A mastering tool allows to create a master mould that can be used to manufacture information carriers. Such a mastering tool typically is equipped for irradiating a photosensitive layer applied to a substrate, which typically is made from glass. Irradiation typically is performed by spinning the substrate and displacing the light beam such that the light spot creates a spiral-shaped track on the photosensitive layer, although other relative motions also could be applied. The radiation beam, which in the present example is a UV radiation beam focussed with an optical element as described in any of embodiments 1 to 3, is modulated such that a series of irradiated and non- irradiated elements is formed on the spiral-shaped track, which correspond to the desired data content to be provided on the information carrier.

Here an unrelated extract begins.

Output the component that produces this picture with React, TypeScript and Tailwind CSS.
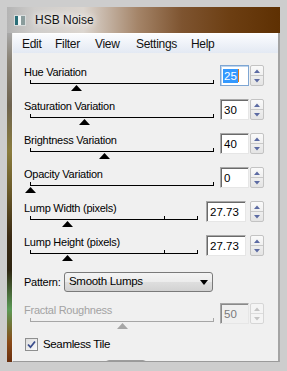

After developing the photosensitive layer and removing the developed material or removing the undeveloped material, typically a metal layer structure is provided on the substrate, e.g. in an electro-deposition process. The metal layer, which thus comprises a structure corresponding with the desired data content, subsequently is detached from the < substrate and can be used as a master mould for information carriers to be manufactured

Variable optical elements suitable for UV radiation according to embodiments of the present invention may also be used to correct for the difference in thickness of the cover layer between CDs, DVDs and BDs such that high quality data reproduction signals • can be obtained. Furthermore, switchable optical elements as described in the previous embodiments, also can be advantageously used for reading/writing on multi- layer data carriers. In a multi- layer data carrier, multiple information layers are situated at different depths in the data carrier. When refocusing from one layer to the other, due to the difference in information layer depth, unwanted spherical wavefront aberration arises, which needs to be compensated. One way to achieve this is to change the convergence/divergence of the incoming beam using a mechanical actuator, for example moving a collimator lens in the device, which is relatively expensive. The problem can be solved by applying a switchable optical element as described in the present invention, such that focussing on the different information layer depths is possible. As a result, the root mean square value of the wavefront aberration can be reduced. It is to be noted that a similar effect can be obtained using different combinations of meniscus curvatures, since only a variation in lens power is required.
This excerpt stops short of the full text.